A little while later, I saw a positive sign out the press box window — a coach bus wrapped in Cuban colors backing up to the stadium:
The players actually came off the bus wearing their uniforms, so I quickly bid farewell to the press box and returned to field level to watch the warm-ups. I really enjoy watching international baseball, so it was a thrill to be standing next to these Cuban pros, and I took a ton of photos, like this one of some players stretching:
And this one:
That’s catcher Yosvani Alarcon in the foreground and a teammate whose #35 doesn’t appear to be on the official roster in the background.
Here’s Osvaldo Vazquez, another catcher, who seemed to be posing for me:
And Jefferson Delgado, an infielder:
And Raul Gonzalez, another infielder:
Next, I witnessed a reunion of sorts. I was standing in front of the visitors’ bullpen down the first base line, when a couple of the Champions players approached and embraced several of the Cuban guys. The two players, Donal Duarte and Alexander Malleta, signed with Ottawa earlier this season after long careers as professionals in Cuba, playing on the island since 2001 and 1998, respectively. Here’s Duarte with some members of the Cuban team:
There was definitely a unique buzz in the ballpark with the Cuban team in town, and it was an experience I won’t soon forget. It just felt … different, but it was also neat to realize that despite all the differences between North America and Cuba, baseball is just baseball. From that perspective, things on the field didn’t feel very different at all. Of course, there were always constant reminders of the special nature of the night, like this selection of Team Cuba gear in the visitors’ bullpen:
As the Cubans wrapped up their truncated on-field drills, and first pitch approached, I set off in search of something to eat. Well, it was more of a beeline walk than a meandering wander — straight to the poutine kiosk on the first base side. I’d eaten a tremendously good order of poutine a year earlier, and even though I like to vary my ballpark food to try as many things as possible, I knew there was no way I wasn’t going to partake again.
While I waited in line, I noticed that the Champions offer a team-branded craft beer, which I thought was neat — especially at the independent level:
As I did a season earlier, I ordered the “Tao Poutine,” an Asian-inspired dish with breaded chicken, hot sauce, diced green onions and black and white sesame seeds atop the poutine mainstays of fries, cheese curds and gravy:
It was absolutely delicious once again, and for $5.75, it was a heck of a lot of food. It might seem like a random comment, but I was also hugely impressed with the attention to detail of the food services worker making the meal for me. All the poutine is made to order, which means that there can occasionally be a bit of a lineup. One young man was handling all the assembly, and while he was working quickly, he was also putting a great amount of care into putting the orders together. With mine, for example, he sprinkled some green onions on top, held the container out to inspect it, and then sprinkled just a couple more to top it up. That type of care is impressive and appreciated, and I can tell you this from experience; there have been too many times that I’ve had my food thrust at me at various stadiums with barely a grunt and absolutely no interest in the task at hand. It’s a thumbs up for the Champions, and I hope other fans have had this experience, too.

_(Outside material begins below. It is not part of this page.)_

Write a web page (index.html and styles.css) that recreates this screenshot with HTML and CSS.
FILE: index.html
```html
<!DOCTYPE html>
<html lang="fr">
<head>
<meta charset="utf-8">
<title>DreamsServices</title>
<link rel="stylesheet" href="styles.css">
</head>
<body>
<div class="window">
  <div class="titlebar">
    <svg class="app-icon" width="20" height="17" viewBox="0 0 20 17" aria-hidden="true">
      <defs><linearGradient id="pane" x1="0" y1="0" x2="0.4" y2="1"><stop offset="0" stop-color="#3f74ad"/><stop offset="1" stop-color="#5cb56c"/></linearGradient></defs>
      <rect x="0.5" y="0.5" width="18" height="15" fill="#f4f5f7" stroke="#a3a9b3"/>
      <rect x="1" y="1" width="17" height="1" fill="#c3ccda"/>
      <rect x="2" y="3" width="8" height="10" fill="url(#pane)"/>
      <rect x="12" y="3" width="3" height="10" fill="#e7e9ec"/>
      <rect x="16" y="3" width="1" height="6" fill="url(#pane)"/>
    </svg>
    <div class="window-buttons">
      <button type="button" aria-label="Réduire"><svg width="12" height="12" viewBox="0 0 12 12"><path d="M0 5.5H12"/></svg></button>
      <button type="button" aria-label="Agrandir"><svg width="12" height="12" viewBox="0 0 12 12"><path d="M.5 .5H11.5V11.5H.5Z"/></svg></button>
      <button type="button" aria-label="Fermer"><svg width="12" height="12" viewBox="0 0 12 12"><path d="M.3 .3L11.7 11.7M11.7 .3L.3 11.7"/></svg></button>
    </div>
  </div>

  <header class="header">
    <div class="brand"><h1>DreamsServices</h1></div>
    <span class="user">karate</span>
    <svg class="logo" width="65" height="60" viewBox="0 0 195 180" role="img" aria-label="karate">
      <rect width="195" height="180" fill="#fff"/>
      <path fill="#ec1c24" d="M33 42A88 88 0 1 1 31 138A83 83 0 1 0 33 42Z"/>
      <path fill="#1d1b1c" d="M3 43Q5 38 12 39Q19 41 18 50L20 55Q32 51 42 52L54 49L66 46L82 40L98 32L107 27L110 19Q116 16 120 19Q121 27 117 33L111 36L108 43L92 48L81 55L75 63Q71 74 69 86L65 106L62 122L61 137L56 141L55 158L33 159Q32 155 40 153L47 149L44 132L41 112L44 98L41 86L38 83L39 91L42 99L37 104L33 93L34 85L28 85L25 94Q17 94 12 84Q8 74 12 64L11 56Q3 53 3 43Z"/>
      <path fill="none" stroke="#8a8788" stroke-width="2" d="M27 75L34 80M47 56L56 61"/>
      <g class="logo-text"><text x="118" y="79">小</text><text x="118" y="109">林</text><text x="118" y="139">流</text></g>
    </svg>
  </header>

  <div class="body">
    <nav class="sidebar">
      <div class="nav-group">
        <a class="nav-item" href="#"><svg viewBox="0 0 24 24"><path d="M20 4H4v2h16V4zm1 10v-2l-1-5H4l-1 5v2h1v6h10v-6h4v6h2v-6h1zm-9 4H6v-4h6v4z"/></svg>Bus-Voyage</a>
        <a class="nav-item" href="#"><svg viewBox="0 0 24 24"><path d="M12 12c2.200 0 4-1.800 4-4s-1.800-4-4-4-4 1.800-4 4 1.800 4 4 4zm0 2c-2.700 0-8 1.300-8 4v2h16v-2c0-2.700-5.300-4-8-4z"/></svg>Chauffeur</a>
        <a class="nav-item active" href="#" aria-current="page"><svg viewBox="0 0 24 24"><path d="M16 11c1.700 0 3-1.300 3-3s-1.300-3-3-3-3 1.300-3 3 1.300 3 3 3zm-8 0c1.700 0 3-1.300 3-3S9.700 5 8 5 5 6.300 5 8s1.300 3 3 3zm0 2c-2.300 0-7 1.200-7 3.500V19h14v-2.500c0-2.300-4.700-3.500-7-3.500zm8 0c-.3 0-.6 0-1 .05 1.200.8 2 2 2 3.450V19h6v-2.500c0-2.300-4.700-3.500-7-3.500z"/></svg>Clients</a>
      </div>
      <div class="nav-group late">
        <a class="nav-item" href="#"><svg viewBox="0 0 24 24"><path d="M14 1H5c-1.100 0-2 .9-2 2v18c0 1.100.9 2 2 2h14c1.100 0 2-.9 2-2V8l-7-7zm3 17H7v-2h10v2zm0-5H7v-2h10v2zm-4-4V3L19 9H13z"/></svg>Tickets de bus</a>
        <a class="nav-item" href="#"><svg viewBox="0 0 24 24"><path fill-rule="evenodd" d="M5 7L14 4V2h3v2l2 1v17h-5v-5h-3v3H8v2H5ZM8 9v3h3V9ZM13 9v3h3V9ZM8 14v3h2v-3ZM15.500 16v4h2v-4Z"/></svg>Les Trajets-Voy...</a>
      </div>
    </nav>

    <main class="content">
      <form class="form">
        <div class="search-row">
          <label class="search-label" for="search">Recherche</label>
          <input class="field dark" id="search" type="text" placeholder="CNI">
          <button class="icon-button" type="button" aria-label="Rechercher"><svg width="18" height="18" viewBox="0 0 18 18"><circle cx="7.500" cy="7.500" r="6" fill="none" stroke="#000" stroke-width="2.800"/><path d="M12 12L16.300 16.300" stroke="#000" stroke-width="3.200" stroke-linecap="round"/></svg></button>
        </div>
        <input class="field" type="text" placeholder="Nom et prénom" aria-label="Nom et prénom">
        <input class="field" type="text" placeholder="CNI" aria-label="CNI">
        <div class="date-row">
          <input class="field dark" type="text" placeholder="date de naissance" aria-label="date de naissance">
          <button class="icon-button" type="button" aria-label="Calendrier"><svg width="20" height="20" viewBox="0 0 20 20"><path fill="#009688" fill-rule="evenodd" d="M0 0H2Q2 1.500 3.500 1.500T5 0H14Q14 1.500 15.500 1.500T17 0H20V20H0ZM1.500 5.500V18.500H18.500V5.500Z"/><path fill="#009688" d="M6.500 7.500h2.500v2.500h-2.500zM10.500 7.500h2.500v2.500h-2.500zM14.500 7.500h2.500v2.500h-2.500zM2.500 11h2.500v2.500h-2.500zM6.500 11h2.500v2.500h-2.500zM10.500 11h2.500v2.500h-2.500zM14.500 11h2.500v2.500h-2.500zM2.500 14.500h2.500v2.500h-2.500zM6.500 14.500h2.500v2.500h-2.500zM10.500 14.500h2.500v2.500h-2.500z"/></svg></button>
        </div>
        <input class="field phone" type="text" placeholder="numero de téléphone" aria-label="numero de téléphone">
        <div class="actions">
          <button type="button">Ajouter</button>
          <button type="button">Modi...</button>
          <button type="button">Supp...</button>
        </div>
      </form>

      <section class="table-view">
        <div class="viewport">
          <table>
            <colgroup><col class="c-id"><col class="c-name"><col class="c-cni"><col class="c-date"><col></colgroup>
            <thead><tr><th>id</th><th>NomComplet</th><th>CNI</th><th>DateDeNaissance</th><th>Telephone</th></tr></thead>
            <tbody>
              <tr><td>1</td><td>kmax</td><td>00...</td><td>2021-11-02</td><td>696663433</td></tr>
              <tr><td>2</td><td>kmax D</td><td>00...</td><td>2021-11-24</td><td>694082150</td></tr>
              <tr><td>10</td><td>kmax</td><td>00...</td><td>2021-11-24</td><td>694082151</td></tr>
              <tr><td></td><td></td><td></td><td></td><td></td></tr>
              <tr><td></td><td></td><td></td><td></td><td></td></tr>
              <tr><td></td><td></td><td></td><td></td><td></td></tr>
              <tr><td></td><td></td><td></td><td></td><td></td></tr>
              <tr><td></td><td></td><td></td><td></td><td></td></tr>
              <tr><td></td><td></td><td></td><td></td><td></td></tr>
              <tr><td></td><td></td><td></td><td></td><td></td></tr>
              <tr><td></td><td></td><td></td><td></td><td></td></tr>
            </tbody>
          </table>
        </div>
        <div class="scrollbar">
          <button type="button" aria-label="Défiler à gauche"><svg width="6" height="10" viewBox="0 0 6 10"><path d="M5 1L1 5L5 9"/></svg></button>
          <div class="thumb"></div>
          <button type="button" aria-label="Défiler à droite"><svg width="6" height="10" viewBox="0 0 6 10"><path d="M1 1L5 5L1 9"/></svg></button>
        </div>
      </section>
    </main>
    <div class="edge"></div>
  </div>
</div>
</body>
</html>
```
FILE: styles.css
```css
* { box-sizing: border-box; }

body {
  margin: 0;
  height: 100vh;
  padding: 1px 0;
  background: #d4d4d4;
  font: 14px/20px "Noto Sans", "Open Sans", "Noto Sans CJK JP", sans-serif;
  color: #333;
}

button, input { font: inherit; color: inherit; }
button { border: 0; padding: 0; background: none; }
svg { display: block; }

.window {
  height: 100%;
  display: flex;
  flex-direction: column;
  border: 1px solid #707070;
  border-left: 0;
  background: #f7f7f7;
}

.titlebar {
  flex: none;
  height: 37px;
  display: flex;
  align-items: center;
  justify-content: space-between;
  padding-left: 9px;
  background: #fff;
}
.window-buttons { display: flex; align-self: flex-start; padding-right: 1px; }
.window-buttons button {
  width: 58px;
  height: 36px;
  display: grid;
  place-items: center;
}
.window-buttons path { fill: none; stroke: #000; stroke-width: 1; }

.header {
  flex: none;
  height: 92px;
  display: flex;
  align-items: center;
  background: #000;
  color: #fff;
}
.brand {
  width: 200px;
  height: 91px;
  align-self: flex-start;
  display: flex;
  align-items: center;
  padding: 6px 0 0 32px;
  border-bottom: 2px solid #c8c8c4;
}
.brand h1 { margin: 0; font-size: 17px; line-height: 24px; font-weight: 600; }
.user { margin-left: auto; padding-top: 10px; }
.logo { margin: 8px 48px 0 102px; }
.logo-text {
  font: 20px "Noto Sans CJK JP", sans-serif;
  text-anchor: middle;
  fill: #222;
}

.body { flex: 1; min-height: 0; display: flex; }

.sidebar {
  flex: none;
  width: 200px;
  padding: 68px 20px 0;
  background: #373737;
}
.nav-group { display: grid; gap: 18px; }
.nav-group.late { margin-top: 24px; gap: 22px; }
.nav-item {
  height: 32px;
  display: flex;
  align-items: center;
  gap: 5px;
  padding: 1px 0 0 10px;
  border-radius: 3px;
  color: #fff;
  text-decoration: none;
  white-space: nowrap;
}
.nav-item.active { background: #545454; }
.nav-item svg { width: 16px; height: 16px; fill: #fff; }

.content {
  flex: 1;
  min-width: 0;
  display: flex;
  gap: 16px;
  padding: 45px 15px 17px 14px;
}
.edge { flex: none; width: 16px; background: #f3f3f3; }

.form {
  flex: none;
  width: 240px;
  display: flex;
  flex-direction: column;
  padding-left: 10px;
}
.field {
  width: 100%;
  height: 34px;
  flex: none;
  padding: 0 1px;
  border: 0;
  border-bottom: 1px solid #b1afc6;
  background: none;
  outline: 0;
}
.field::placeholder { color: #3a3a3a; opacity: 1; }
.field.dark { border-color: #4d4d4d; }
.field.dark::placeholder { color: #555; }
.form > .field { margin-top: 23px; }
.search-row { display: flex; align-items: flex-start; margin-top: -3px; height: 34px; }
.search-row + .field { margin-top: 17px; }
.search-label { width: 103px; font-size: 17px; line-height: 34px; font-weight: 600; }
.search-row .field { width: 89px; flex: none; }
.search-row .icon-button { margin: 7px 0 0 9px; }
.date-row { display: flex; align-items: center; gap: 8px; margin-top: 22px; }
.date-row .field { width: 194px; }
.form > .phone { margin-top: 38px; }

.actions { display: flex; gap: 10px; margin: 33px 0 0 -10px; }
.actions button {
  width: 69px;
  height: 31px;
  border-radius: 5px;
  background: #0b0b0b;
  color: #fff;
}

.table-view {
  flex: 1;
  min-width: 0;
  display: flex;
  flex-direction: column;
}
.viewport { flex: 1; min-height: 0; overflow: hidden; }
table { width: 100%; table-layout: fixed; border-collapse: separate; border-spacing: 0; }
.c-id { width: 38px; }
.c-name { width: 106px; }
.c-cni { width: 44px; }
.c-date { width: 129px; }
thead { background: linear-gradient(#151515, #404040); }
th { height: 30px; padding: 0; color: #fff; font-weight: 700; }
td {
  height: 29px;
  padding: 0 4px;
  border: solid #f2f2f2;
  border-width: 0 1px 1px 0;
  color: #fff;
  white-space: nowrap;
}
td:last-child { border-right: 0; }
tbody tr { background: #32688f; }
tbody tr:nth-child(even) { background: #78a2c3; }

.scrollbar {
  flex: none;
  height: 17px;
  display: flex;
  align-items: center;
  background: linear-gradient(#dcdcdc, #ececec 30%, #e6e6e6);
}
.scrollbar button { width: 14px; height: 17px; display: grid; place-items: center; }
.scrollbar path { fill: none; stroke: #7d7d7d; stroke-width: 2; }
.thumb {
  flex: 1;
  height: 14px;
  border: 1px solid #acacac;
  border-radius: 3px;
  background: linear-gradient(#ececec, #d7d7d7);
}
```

I mowed through my food during the pregame ceremonies, which included lots of photos and first pitches, and was intrigued with what I saw next: After the two national anthems were played, the Champions and Cuban National Team moved through the infield and shook hands. I don’t know if this is the norm in Cuba, or if it was just to celebrate the moment, but it was a nice scene of solidarity:
As the players wrapped up their handshakes, the two horse riders (carrying Canada and Cuba flags) took a fast run along the outfield warning track …

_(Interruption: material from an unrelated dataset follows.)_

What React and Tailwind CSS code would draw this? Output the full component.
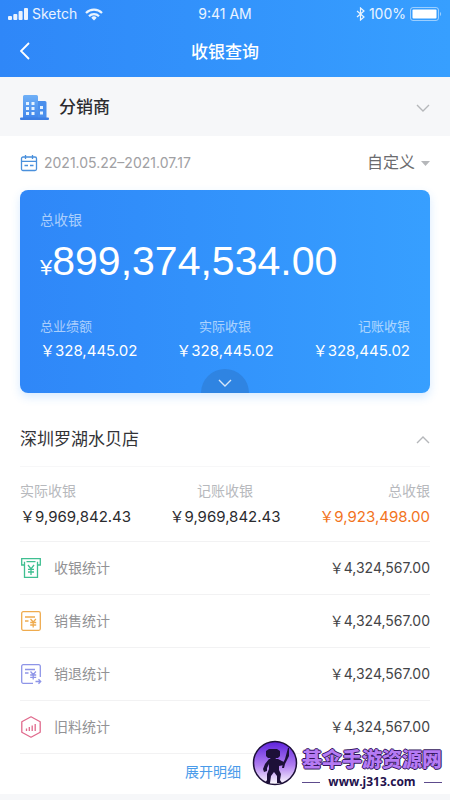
import React, { useState } from "react";

const cardStats = [
  { label: "总业绩额", value: "328,445.02", align: "items-start" },
  { label: "实际收银", value: "328,445.02", align: "items-center" },
  { label: "记账收银", value: "328,445.02", align: "items-end" },
];

const storeStats = [
  { label: "实际收银", value: "9,969,842.43", align: "items-start", color: "text-[#2b2b2e]" },
  { label: "记账收银", value: "9,969,842.43", align: "items-center", color: "text-[#2b2b2e]" },
  { label: "总收银", value: "9,923,498.00", align: "items-end", color: "text-[#f27321]" },
];

const CashIcon = () => (
  <svg width="22" height="22" viewBox="0 0 22 22" fill="none" stroke="#3fbf91" strokeWidth="1.3">
    <path d="M4.500 8H1.700V1.700h18.600V8h-2.800" />
    <path d="M4.500 4.700v15.600h13V4.700M6.500 4.700h9" />
    <path d="M8 8l3 4 3-4M11 12v6M8 12.300h6M8 15h6" />
  </svg>
);

const SaleIcon = () => (
  <svg width="22" height="22" viewBox="0 0 22 22" fill="none" stroke="#efab4e" strokeWidth="1.3">
    <rect x="1.700" y="1.700" width="18.600" height="18.600" rx="1.500" />
    <path d="M5 7h10M5 11h3.500" />
    <path d="M10.500 9l2.700 3 2.700-3M13.200 12v5.500M10.200 12.500h6M10.200 15h6" />
  </svg>
);

const ReturnIcon = () => (
  <svg width="22" height="22" viewBox="0 0 22 22" fill="none" stroke="#8e95e8" strokeWidth="1.3">
    <path d="M20.300 14V3.200a1.500 1.500 0 0 0-1.500-1.500H3.200a1.500 1.500 0 0 0-1.500 1.500v15.600a1.500 1.500 0 0 0 1.500 1.500H13" />
    <path d="M5 6.500h10M5 10h3.500" />
    <path d="M10.500 8.500l2.700 3 2.700-3M13.200 11.500v5M10.200 12h6M10.200 14.300h6" />
    <path d="M15.500 18.500h5M18.500 16.300l2.200 2.200-2.200 2.200" />
  </svg>
);

const OldIcon = () => (
  <svg width="22" height="22" viewBox="0 0 22 22" fill="none" stroke="#e0698c" strokeWidth="1.3" strokeLinejoin="round">
    <path d="M11 .8l9.200 4.900v10.600L11 21.200l-9.200-4.900V5.700z" />
    <path d="M6.500 12.500V15M9.300 11v4M12.200 9.500V15M15.200 8v7" />
  </svg>
);

const rows = [
  { label: "收银统计", value: "4,324,567.00", Icon: CashIcon },
  { label: "销售统计", value: "4,324,567.00", Icon: SaleIcon },
  { label: "销退统计", value: "4,324,567.00", Icon: ReturnIcon },
  { label: "旧料统计", value: "4,324,567.00", Icon: OldIcon },
];

const Chevron = ({ up, className }) => (
  <svg className={className} width="14" height="8" viewBox="0 0 14 8" fill="none" stroke="currentColor" strokeWidth="1.4">
    <path d={up ? "M1 7l6-6 6 6" : "M1 1l6 6 6-6"} />
  </svg>
);

const StatusBar = () => (
  <div className="grid grid-cols-3 items-center h-7 pl-2 pr-2 font-['Inter',sans-serif] text-sm text-white/90">
    <div className="flex items-center gap-1">
      <svg width="20" height="12" viewBox="0 0 20 12" fill="currentColor">
        <rect x="0" y="8" width="4" height="4" rx="1" />
        <rect x="5.300" y="6" width="4" height="6" rx="1" />
        <rect x="10.600" y="3" width="4" height="9" rx="1" />
        <rect x="16" y="0" width="4" height="12" rx="1" />
      </svg>
      <span>Sketch</span>
      <svg className="ml-1" width="18" height="13" viewBox="0 0 18 13" fill="none" stroke="currentColor" strokeWidth="2.200">
        <path d="M1 5a11.300 11.300 0 0 1 16 0M4 8.200a7 7 0 0 1 10 0" />
        <path d="M9 12.500l-2.700-2.800a3.800 3.800 0 0 1 5.400 0z" fill="currentColor" stroke="none" />
      </svg>
    </div>
    <span className="text-center">9:41 AM</span>
    <div className="flex items-center justify-end gap-1">
      <svg width="9" height="14" viewBox="0 0 9 14" fill="none" stroke="currentColor" strokeWidth="1.200">
        <path d="M1 4l7 6-3.500 3V1L8 4l-7 6" />
      </svg>
      <span>100%</span>
      <svg width="32" height="14" viewBox="0 0 32 14" fill="none">
        <rect x=".5" y=".5" width="28" height="13" rx="2.500" stroke="#fff" strokeOpacity=".5" />
        <rect x="2.500" y="2.500" width="24" height="9" rx="1" fill="#fff" />
        <path d="M30 5c1.500.6 1.500 3.400 0 4z" fill="#fff" fillOpacity=".5" />
      </svg>
    </div>
  </div>
);

const Building = () => (
  <svg width="29" height="27" viewBox="0 0 29 27">
    <defs>
      <linearGradient id="tower" x1="0" y1="0" x2="0" y2="1">
        <stop offset="0" stopColor="#6fb0f7" />
        <stop offset="1" stopColor="#3f84ea" />
      </linearGradient>
    </defs>
    <path d="M17 7h8a1.500 1.500 0 0 1 1.500 1.500V25H17z" fill="#4a8fec" />
    <path d="M3 25V2.500A1.500 1.500 0 0 1 4.500 1h12A1.500 1.500 0 0 1 18 2.500V25z" fill="url(#tower)" />
    <rect x="0" y="23.500" width="29" height="2.500" rx="1" fill="#3d7fe3" />
    <path
      d="M6 8h3v3H6zM11.500 8h3v3h-3zM6 13h3v3H6zM11.500 13h3v3h-3zM6 18h3v3H6zM11.500 18h3v3h-3zM20 12h3v3h-3zM20 17.500h3v3h-3z"
      fill="#e6f3ff"
    />
  </svg>
);

const Calendar = () => (
  <svg width="18" height="18" viewBox="0 0 18 18" fill="none" stroke="#4a90dc" strokeWidth="1.300">
    <rect x="1.500" y="3" width="15" height="13.500" rx="1.500" />
    <path d="M1.500 7.300h15M5.500 1v4M12.500 1v4M4.500 11.500h3.500M10 11.500h3.500" />
  </svg>
);

// Site badge shown over the bottom right corner
const SiteBadge = () => (
  <div className="absolute right-2 bottom-2.5 flex items-center gap-1">
    <svg className="-mt-2" width="46" height="46" viewBox="0 0 46 46">
      <defs>
        <linearGradient id="badge" x1="0" y1="0" x2="0" y2="1">
          <stop offset="0" stopColor="#5d22dc" />
          <stop offset=".55" stopColor="#b07df0" />
          <stop offset="1" stopColor="#fff" />
        </linearGradient>
      </defs>
      <circle cx="23" cy="23" r="21.500" fill="url(#badge)" stroke="#1d1038" strokeWidth="1.500" />
      <g fill="#1d1038">
        <path d="M17 9h8l3 2v5l-2 2h-2l-1 2h-4l-1-2h-2l-2-2v-5z" />
        <path d="M17 19h9l6 3v3l-5 1v4l2 4-1 6 2 3h-5v-7l-3-4-3 4-1 7h-5l2-3v-6l2-5v-5l-2 4v3l-3 1-1-3 2-5z" />
        <path d="M36 8h1v8l-4 8-1 4h-2l1-5 2-4z" />
      </g>
    </svg>
    <div className="flex flex-col items-center">
      <span className="font-['Noto_Sans_CJK_SC',sans-serif] text-xl leading-[30px] font-black text-[#b57bf3] [text-shadow:1px_0_#33165c,-1px_0_#33165c,0_1px_#33165c,0_-1px_#33165c]">
        基伞手游资源网
      </span>
      <div className="flex items-center gap-2 self-stretch">
        <span className="h-px grow bg-[#5d4b8c]" />
        <span className="font-['Open_Sans',sans-serif] text-xs leading-4 font-bold text-[#24124d]">
          www.j313.com
        </span>
        <span className="h-px grow bg-[#5d4b8c]" />
      </div>
    </div>
  </div>
);

const App = () => {
  const [open, setOpen] = useState(true);

  return (
    <div className="relative min-h-screen bg-[#f6f7f9] font-['Liberation_Sans','Noto_Sans_CJK_SC',sans-serif]">
      <header className="bg-linear-to-r from-[#2f87f8] to-[#379fff] text-white">
        <StatusBar />
        <div className="grid grid-cols-3 items-center h-[49px] px-5 pb-1">
          <button type="button" aria-label="返回" className="justify-self-start">
            <svg width="10" height="18" viewBox="0 0 10 18" fill="none" stroke="currentColor" strokeWidth="1.800">
              <path d="M9 1L1 9l8 8" />
            </svg>
          </button>
          <h1 className="pt-1 text-center text-[17px] font-medium">收银查询</h1>
        </div>
      </header>

      <button type="button" className="flex w-full items-center h-[59px] px-5 pt-0.5 bg-[#f6f7f9] text-[#2b2b2e]">
        <Building />
        <span className="ml-2.5 text-[17px] font-medium">分销商</span>
        <Chevron className="ml-auto text-[#b5b7ba]" />
      </button>

      <main className="bg-white px-5">
        <div className="flex items-center justify-between h-[54px]">
          <button type="button" className="flex items-center gap-1.5 font-['Inter',sans-serif] text-sm text-[#a0a0a3]">
            <Calendar />
            2021.05.22–2021.07.17
          </button>
          <button type="button" className="flex items-center gap-1.5 text-base text-[#6b6b6e]">
            自定义
            <svg width="9" height="5" viewBox="0 0 9 5" fill="#b5b7ba">
              <path d="M0 0h9L4.500 5z" />
            </svg>
          </button>
        </div>

        <section className="relative h-[203px] rounded-lg bg-linear-to-r from-[#2f87f8] to-[#379fff] px-5 pt-5 text-white shadow-[0_4px_10px_rgba(55,150,255,0.2)]">
          <p className="text-sm text-white/60">总收银</p>
          <p className="mt-2 flex items-baseline text-[41px] leading-[46px]">
            <span className="text-[22px]">¥</span>
            899,374,534.00
          </p>
          <div className="mt-6.5 grid grid-cols-3">
            {cardStats.map((item) => (
              <div key={item.label} className={`flex flex-col gap-1 ${item.align}`}>
                <span className="text-[13px] leading-5 text-white/60">{item.label}</span>
                <span className="font-['Inter','Noto_Sans_CJK_SC',sans-serif] text-[15px] leading-5">
                  ￥{item.value}
                </span>
              </div>
            ))}
          </div>
          <button
            type="button"
            aria-label="展开"
            className="absolute bottom-0 left-1/2 flex h-6 w-12 -translate-x-1/2 items-center justify-center rounded-t-full bg-[#2f84e2] pt-1"
          >
            <Chevron className="text-white/80" />
          </button>
        </section>

        <section className="pt-5">
          <button
            type="button"
            onClick={() => setOpen(!open)}
            className="flex w-full items-center justify-between h-[54px] border-b border-[#f7f7f8] text-[17px] text-[#333336]"
          >
            深圳罗湖水贝店
            <Chevron up={open} className="text-[#b5b7ba]" />
          </button>

          {open && (
            <>
              <div className="grid grid-cols-3 h-[75px] pt-3.5 border-b border-[#f2f2f3]">
                {storeStats.map((item) => (
                  <div key={item.label} className={`flex flex-col gap-1.5 ${item.align}`}>
                    <span className="text-sm leading-5 text-[#b7b9bd]">{item.label}</span>
                    <span
                      className={`font-['Inter','Noto_Sans_CJK_SC',sans-serif] text-[15px] leading-5 ${item.color}`}
                    >
                      ￥{item.value}
                    </span>
                  </div>
                ))}
              </div>

              <ul>
                {rows.map(({ label, value, Icon }) => (
                  <li key={label} className="flex items-center h-[53px] border-b border-[#f2f2f3]">
                    <Icon />
                    <span className="ml-3 text-sm text-[#929295]">{label}</span>
                    <span className="ml-auto font-['Inter','Noto_Sans_CJK_SC',sans-serif] text-sm text-[#444447]">
                      ￥{value}
                    </span>
                  </li>
                ))}
              </ul>
            </>
          )}

          <button type="button" className="block w-full h-10 pr-6 pb-1 text-sm text-[#4a9bea]">
            展开明细
          </button>
        </section>
      </main>

      <SiteBadge />
    </div>
  );
};

export default App;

… and then it was finally time to play ball. I settled into a standing-room spot behind the visitors’ dugout:
You probably know by now that I enjoy watching each game I attend from numerous vantage points, so as much as it was fun to hang out behind the Cuban team and watch the goings-on, I wanted to find a different spot for the bottom of the first inning. I settled on the berm when I’d previously found the BP balls, and I think you’ll agree that it provides a great view of the ballpark:
Did you notice the Cuba flag hanging from one of the suites in the above photo? If not, here’s a closer shot:
There was one hanging over the visitors’ dugout rail, too, although it faced in the wrong direction from where I was standing:
I spent the next stretch of time watching an inning here, an inning there, and enjoying all of it. Here’s my view from the press box:
And a panorama from the cross-aisle behind home plate:
Here’s an action shot I took an inning or two later, which shows something cool — the grounds crew had painted Champions and Team Cuba logos in the dirt behind home plate:
Later in the game, Cuba had reliever Frank Medina warming in the bullpen, so I made my way over to the front row at the fence and snapped some shots like this …
With Medina on the mound soon after, I spent the last part of the game from this spot, watching Ottawa cruise to a 6-1 win:
I left quickly after the game wrapped up, snapping this panorama of the exterior of the ballpark on my way out:
As was the case last year, I was highly impressed with my visit to RCGT Park. Currently, the Champions are tied 1-1 in the first round of the Can-Am League playoffs with the New Jersey Jackals, whose ballpark I visited back in 2013 to see my friend Jeremy Nowak play. If the Champions are able to advance, I’m going to try to catch another game — and get some more of that poutine.